● EXERCISE: Tell how many lines contain the word "React". Reply with the number only.

● RECORDED INFORMATION:
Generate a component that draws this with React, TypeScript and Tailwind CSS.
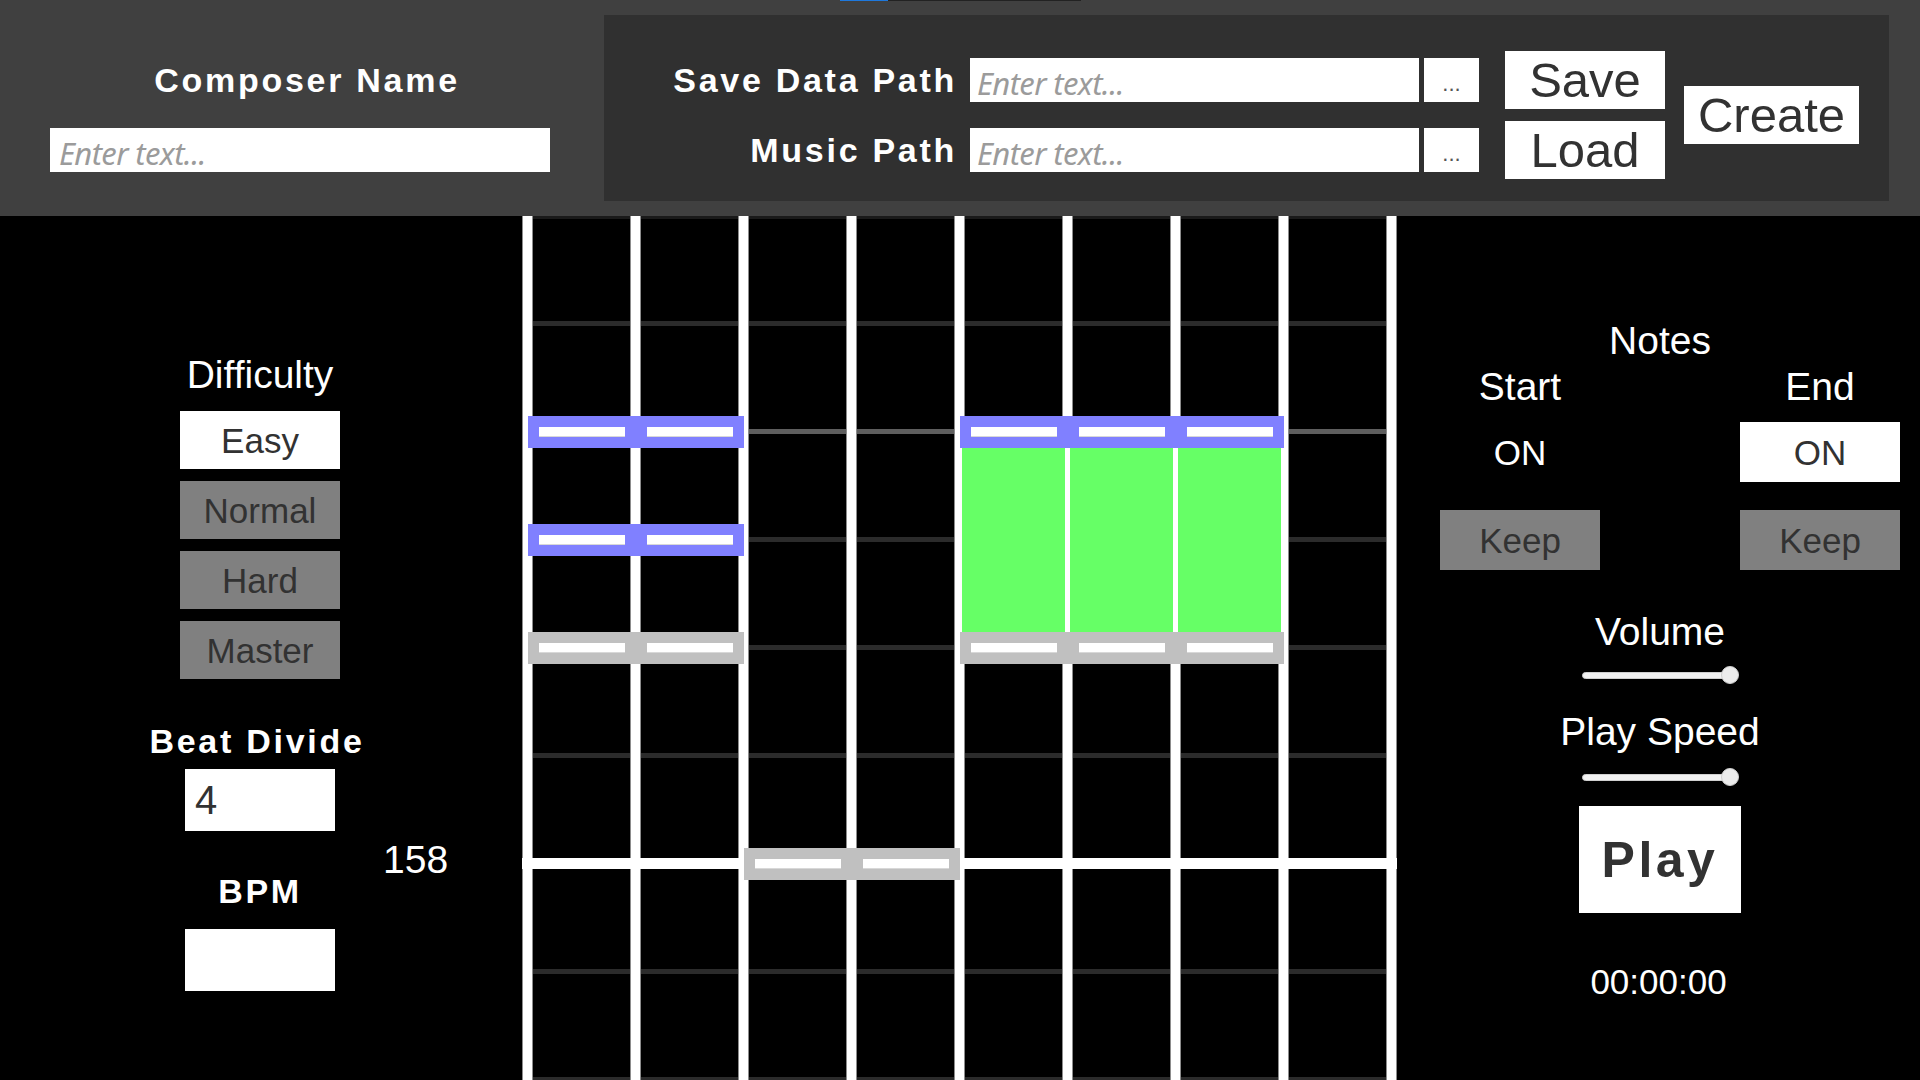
import React from 'react';

const LANE = 108;
const verticals = [0, 1, 2, 3, 4, 5, 6, 7, 8];
const rows = [0, 1, 2, 3, 4, 5, 6, 7];

// note rows: center y (relative to chart top), colour, lanes
const noteRows = [
  { cy: 216, color: '#8080ff', lanes: [0, 1, 4, 5, 6] },
  { cy: 324, color: '#8080ff', lanes: [0, 1] },
  { cy: 432, color: '#c0c0c0', lanes: [0, 1, 4, 5, 6] },
  { cy: 648, color: '#c0c0c0', lanes: [2, 3] },
];

const longLanes = [4, 5, 6];
const difficulties = ['Easy', 'Normal', 'Hard', 'Master'];

function NoteChart() {
  return (
    <svg width="875" height="864" viewBox="0 0 875 864" className="block">
      <rect x="0" y="0" width="875" height="3" fill="#1a1a1a" />
      {rows.map((j) =>
        j === 5 ? null : (
          <rect
            key={j}
            x="0"
            y={105 + LANE * j}
            width="875"
            height="5"
            fill={j === 1 ? '#5e5e5e' : '#2b2b2b'}
          />
        )
      )}
      {verticals.map((k) => (
        <g key={k}>
          <rect x={LANE * k} y="0" width="11" height="864" fill="#8c8c8c" />
          <rect x={LANE * k + 1} y="0" width="9" height="864" fill="#ffffff" />
        </g>
      ))}
      {/* measure line */}
      <rect x="0" y="642" width="875" height="11" fill="#ffffff" />
      {longLanes.map((k) => (
        <rect key={k} x={8 + LANE * k} y="232" width="103" height="184" fill="#66ff66" />
      ))}
      {noteRows.map((row) =>
        row.lanes.map((k) => {
          const x = 6 + LANE * k;
          const y = row.cy - 16;
          return (
            <g key={`${row.cy}-${k}`}>
              <rect x={x} y={y} width="108" height="32" fill={row.color} />
              <rect x={x + 11} y={y + 11} width="86" height="10" fill="#ffffff" />
              <rect x={x + 11} y={y + 20} width="86" height="1" fill="#d8d8d8" />
            </g>
          );
        })
      )}
    </svg>
  );
}

function Slider() {
  return (
    <div className="flex justify-center pl-[3px]">
      <div className="relative h-[18px] w-[157px] flex items-center">
        <div className="h-[7px] w-[150px] rounded-full bg-[#f2f2f2] border border-[#d0d0d0]" />
        <div className="absolute right-0 top-0 h-[18px] w-[18px] rounded-full bg-[#ececec] border border-[#cfcfcf]" />
      </div>
    </div>
  );
}

function Placeholder() {
  return (
    <span className="font-['Noto_Sans',sans-serif] italic text-[31px] leading-none text-[#9b9b9b] tracking-[-0.02em] whitespace-nowrap">
      Enter text...
    </span>
  );
}

function PathRow({ label }: { label: string }) {
  return (
    <div className="flex items-center h-[44px]">
      <div className="w-[353px] whitespace-nowrap text-right text-[34px] leading-none font-bold tracking-[0.08em] text-white">
        {label}
      </div>
      <div className="ml-[13px] flex h-[44px] w-[449px] items-start bg-white pl-[7px] pt-[10px]">
        <Placeholder />
      </div>
      <div className="ml-[5px] h-[44px] w-[55px] bg-white flex items-center justify-center pt-[8px] text-[22px] leading-none text-[#555555]">
        ...
      </div>
    </div>
  );
}

export default function App() {
  return (
    <div className="w-[1920px] h-[1080px] overflow-hidden bg-black font-['Liberation_Sans',Arial,sans-serif]">
      {/* Header */}
      <header className="relative flex h-[216px] bg-[#404040]">
        <div className="absolute left-[840px] top-0 flex h-[1px] w-[241px] bg-[#222222]">
          <div className="h-full w-[48px] bg-[#1e78dc]" />
        </div>

        <div className="w-[604px] shrink-0 pt-[63px] pl-[50px]">
          <div className="w-[500px] pl-[14px] whitespace-nowrap text-center text-[34px] leading-none font-bold tracking-[0.08em] text-white">
            Composer Name
          </div>
          <div className="mt-[31px] flex h-[44px] w-[500px] items-start bg-white pl-[9px] pt-[10px]">
            <Placeholder />
          </div>
        </div>

        <div className="mt-[15px] flex h-[186px] w-[1285px] items-center bg-[#303030] pt-[14px]">
          <div className="flex flex-col gap-[26px]">
            <PathRow label="Save Data Path" />
            <PathRow label="Music Path" />
          </div>
          <div className="ml-[26px] flex flex-col gap-[12px]">
            <button className="flex h-[58px] w-[160px] items-center justify-center bg-white text-[49px] leading-none text-[#323232]">
              Save
            </button>
            <button className="flex h-[58px] w-[160px] items-center justify-center bg-white text-[49px] leading-none text-[#323232]">
              Load
            </button>
          </div>
          <button className="ml-[19px] flex h-[58px] w-[175px] items-center justify-center bg-white text-[49px] leading-none text-[#323232]">
            Create
          </button>
        </div>
      </header>

      {/* Body */}
      <div className="flex h-[864px]">
        {/* Left settings */}
        <aside className="w-[522px] shrink-0 pt-[139px]">
          <div className="flex w-[520px] flex-col items-center">
            <div className="text-[39px] leading-none text-white">Difficulty</div>
            <div className="mt-[17px] flex flex-col gap-[12px]">
              {difficulties.map((d, i) => (
                <div
                  key={d}
                  className={`flex h-[58px] w-[160px] items-center justify-center text-[35px] leading-none text-[#323232] ${
                    i === 0 ? 'bg-white' : 'bg-[#808080]'
                  }`}
                >
                  {d}
                </div>
              ))}
            </div>
          </div>

          <div className="ml-[150px] mt-[45px] flex">
            <div className="flex w-[220px] flex-col items-center">
              <div className="whitespace-nowrap pr-[6px] text-[34px] leading-none font-bold tracking-[0.08em] text-white">
                Beat Divide
              </div>
              <div className="mt-[11px] flex h-[62px] w-[150px] items-center bg-white pl-[10px] text-[40px] leading-none text-[#323232]">
                4
              </div>
              <div className="mt-[43px] text-[34px] leading-none font-bold tracking-[0.08em] text-white">
                BPM
              </div>
              <div className="mt-[21px] h-[62px] w-[150px] bg-white" />
            </div>
            <div className="ml-[13px] mt-[116px] text-[39px] leading-none text-white">158</div>
          </div>
        </aside>

        {/* Chart */}
        <div className="w-[875px] shrink-0">
          <NoteChart />
        </div>

        {/* Right controls */}
        <aside className="flex flex-1 flex-col pt-[105px]">
          <div className="pl-[3px] text-center text-[39px] leading-none text-white">Notes</div>
          <div className="mt-[7px] flex gap-[140px] pl-[43px]">
            <div className="w-[160px] text-center text-[39px] leading-none text-white">Start</div>
            <div className="w-[160px] text-center text-[39px] leading-none text-white">End</div>
          </div>
          <div className="mt-[16px] flex gap-[140px] pl-[43px]">
            <div className="flex h-[60px] w-[160px] items-center justify-center text-[35px] leading-none text-white">
              ON
            </div>
            <div className="flex h-[60px] w-[160px] items-center justify-center bg-white text-[35px] leading-none text-[#323232]">
              ON
            </div>
          </div>
          <div className="mt-[28px] flex gap-[140px] pl-[43px]">
            <div className="flex h-[60px] w-[160px] items-center justify-center bg-[#808080] text-[35px] leading-none text-[#323232]">
              Keep
            </div>
            <div className="flex h-[60px] w-[160px] items-center justify-center bg-[#808080] text-[35px] leading-none text-[#323232]">
              Keep
            </div>
          </div>

          <div className="mt-[42px] pl-[3px] text-center text-[39px] leading-none text-white">Volume</div>
          <div className="mt-[15px]">
            <Slider />
          </div>
          <div className="mt-[28px] pl-[3px] text-center text-[39px] leading-none text-white">Play Speed</div>
          <div className="mt-[17px]">
            <Slider />
          </div>
          <div className="mt-[20px] flex justify-center pl-[3px]">
            <button className="flex h-[107px] w-[162px] items-center justify-center bg-white text-[50px] leading-none font-bold tracking-[0.07em] text-[#323232]">
              Play
            </button>
          </div>
          <div className="mt-[51px] text-center text-[35px] leading-none text-white">00:00:00</div>
        </aside>
      </div>
    </div>
  );
}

● TASK RESULT: 2